**Exercise details**. Exactly retype the lines from the top of the data through the line containing "import React from 'react';", leaving out every picture.

**Recorded data**.
/---

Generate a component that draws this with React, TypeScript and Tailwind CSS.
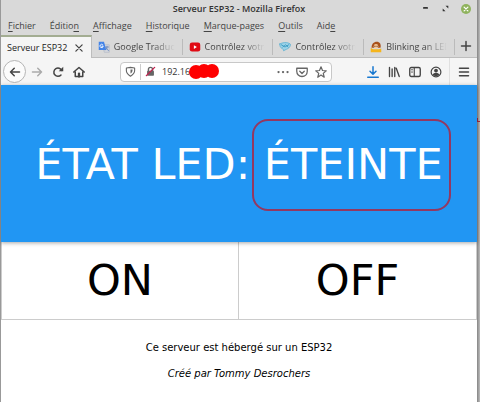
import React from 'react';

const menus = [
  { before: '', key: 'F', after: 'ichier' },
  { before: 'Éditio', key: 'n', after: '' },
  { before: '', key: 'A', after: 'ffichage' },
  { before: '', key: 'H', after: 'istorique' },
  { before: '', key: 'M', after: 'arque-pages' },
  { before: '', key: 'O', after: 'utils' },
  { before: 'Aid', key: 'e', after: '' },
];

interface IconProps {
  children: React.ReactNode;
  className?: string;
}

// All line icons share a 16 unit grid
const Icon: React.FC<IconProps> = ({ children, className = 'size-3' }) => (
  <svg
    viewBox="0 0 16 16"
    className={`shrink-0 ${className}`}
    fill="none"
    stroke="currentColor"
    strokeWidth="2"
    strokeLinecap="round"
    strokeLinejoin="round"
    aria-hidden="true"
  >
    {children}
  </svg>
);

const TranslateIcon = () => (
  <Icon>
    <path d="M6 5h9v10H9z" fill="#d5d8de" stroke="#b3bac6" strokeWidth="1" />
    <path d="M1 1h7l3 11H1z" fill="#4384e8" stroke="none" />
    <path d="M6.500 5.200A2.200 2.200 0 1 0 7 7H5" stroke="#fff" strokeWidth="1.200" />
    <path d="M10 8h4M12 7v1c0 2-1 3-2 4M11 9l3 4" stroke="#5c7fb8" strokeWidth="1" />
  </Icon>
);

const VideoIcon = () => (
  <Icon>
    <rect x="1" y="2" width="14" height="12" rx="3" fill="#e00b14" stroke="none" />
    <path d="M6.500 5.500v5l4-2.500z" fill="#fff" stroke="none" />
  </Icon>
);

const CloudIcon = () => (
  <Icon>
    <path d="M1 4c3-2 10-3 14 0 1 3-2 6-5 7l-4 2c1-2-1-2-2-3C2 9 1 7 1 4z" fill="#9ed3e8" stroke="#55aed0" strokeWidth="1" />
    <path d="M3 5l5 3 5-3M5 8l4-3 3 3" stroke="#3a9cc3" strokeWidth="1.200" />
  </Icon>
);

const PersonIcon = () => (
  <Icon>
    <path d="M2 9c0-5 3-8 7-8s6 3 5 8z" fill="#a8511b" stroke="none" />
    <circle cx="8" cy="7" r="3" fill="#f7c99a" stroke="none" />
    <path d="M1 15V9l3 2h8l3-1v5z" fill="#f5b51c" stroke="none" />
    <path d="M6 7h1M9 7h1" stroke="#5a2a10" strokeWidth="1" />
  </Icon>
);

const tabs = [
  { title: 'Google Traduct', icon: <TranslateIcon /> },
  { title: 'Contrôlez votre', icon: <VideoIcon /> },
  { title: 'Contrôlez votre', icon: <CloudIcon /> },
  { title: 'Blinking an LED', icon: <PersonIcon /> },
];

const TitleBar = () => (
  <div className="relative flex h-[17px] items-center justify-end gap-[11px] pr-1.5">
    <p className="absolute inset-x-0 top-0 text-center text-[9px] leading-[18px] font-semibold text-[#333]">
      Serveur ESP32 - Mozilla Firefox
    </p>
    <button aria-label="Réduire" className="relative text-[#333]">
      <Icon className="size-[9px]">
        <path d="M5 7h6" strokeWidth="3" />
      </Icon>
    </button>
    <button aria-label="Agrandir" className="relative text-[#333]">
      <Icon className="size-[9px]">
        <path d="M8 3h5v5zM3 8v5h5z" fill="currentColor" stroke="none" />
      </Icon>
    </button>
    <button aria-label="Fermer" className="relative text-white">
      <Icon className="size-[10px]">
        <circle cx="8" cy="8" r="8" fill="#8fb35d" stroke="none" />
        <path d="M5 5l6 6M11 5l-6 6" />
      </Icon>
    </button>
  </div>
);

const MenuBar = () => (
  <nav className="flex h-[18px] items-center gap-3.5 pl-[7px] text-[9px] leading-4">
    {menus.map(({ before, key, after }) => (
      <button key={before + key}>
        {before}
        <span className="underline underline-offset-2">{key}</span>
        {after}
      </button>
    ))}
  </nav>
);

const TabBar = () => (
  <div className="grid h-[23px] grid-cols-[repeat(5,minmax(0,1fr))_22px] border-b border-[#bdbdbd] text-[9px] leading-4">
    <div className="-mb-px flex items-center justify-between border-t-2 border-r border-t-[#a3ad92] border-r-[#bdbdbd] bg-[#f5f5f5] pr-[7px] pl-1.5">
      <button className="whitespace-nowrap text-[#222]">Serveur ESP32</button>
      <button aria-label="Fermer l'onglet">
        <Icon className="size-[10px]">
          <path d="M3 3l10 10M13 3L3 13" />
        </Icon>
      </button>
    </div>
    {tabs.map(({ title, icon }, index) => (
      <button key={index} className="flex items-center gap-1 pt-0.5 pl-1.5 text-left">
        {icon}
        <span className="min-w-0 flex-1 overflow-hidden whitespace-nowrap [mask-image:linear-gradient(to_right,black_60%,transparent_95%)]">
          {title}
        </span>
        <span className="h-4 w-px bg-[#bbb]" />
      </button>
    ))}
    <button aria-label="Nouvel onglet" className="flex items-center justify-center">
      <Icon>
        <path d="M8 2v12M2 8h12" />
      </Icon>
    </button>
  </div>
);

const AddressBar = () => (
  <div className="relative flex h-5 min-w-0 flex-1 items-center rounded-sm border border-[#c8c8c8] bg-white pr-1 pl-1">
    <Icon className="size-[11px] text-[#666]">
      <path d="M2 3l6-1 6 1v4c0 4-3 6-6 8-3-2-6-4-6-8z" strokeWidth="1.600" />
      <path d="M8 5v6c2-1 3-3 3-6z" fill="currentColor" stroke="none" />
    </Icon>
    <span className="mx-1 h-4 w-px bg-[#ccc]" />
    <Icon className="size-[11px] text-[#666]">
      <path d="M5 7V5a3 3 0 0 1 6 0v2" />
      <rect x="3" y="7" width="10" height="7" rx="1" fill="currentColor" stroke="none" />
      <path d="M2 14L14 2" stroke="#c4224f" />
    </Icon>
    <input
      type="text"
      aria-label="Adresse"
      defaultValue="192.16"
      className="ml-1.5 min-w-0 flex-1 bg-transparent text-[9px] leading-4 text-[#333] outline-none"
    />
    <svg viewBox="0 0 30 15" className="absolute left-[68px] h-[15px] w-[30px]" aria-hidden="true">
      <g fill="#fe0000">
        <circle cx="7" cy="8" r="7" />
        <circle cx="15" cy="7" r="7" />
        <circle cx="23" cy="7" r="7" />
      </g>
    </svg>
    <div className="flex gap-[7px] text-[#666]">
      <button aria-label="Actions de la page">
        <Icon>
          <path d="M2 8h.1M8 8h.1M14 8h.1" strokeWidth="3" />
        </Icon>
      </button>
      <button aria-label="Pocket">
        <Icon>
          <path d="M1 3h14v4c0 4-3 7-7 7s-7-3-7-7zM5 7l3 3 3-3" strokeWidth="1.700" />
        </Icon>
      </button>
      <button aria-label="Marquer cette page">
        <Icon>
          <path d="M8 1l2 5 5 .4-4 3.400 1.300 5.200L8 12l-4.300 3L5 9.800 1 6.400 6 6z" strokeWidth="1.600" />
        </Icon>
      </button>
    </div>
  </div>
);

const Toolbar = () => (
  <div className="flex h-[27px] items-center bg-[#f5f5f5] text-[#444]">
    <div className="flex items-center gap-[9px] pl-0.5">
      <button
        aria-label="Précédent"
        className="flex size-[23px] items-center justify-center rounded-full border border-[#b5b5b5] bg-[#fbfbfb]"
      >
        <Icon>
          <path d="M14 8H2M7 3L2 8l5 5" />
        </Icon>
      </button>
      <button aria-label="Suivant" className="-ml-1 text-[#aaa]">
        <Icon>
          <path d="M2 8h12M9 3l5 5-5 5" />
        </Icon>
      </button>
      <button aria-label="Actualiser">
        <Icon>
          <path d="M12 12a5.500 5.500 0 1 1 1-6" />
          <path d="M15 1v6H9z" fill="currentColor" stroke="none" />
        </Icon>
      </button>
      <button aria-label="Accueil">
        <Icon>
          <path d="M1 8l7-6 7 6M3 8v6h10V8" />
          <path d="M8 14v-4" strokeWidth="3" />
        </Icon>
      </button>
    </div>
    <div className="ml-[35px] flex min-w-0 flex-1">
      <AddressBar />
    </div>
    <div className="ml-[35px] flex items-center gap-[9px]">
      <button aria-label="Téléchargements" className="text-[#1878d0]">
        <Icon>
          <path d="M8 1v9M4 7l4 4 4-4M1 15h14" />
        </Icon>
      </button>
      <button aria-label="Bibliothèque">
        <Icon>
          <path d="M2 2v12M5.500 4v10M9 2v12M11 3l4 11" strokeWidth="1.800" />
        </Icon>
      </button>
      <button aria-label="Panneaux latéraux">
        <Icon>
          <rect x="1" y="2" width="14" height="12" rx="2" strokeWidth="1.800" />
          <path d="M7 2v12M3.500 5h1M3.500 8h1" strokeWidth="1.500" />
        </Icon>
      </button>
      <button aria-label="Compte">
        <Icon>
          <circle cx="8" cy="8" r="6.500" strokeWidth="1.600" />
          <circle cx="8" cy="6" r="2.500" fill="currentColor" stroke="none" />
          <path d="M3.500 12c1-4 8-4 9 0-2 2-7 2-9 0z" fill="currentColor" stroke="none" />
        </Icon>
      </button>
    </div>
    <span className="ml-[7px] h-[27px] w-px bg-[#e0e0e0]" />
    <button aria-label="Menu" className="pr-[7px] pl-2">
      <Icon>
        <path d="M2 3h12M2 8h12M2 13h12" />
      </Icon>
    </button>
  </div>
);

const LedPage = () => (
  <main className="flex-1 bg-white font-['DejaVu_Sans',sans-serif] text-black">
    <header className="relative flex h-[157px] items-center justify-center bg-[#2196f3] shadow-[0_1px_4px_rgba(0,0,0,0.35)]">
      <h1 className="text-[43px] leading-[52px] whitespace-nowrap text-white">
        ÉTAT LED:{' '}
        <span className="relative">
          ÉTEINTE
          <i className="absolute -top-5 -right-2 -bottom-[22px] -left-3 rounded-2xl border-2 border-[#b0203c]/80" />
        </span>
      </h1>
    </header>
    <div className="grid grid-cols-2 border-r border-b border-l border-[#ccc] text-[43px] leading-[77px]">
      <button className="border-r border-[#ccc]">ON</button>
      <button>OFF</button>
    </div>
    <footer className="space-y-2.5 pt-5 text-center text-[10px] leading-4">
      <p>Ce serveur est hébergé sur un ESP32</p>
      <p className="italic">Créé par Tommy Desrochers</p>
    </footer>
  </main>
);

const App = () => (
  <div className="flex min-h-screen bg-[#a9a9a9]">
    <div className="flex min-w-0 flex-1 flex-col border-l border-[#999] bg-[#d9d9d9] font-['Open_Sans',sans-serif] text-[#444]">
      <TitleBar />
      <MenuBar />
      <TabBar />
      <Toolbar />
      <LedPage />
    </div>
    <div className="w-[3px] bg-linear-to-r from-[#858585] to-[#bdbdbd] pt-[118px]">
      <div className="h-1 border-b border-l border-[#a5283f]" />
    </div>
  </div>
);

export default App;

\---

**Written response**.
Generate a component that draws this with React, TypeScript and Tailwind CSS.
import React from 'react';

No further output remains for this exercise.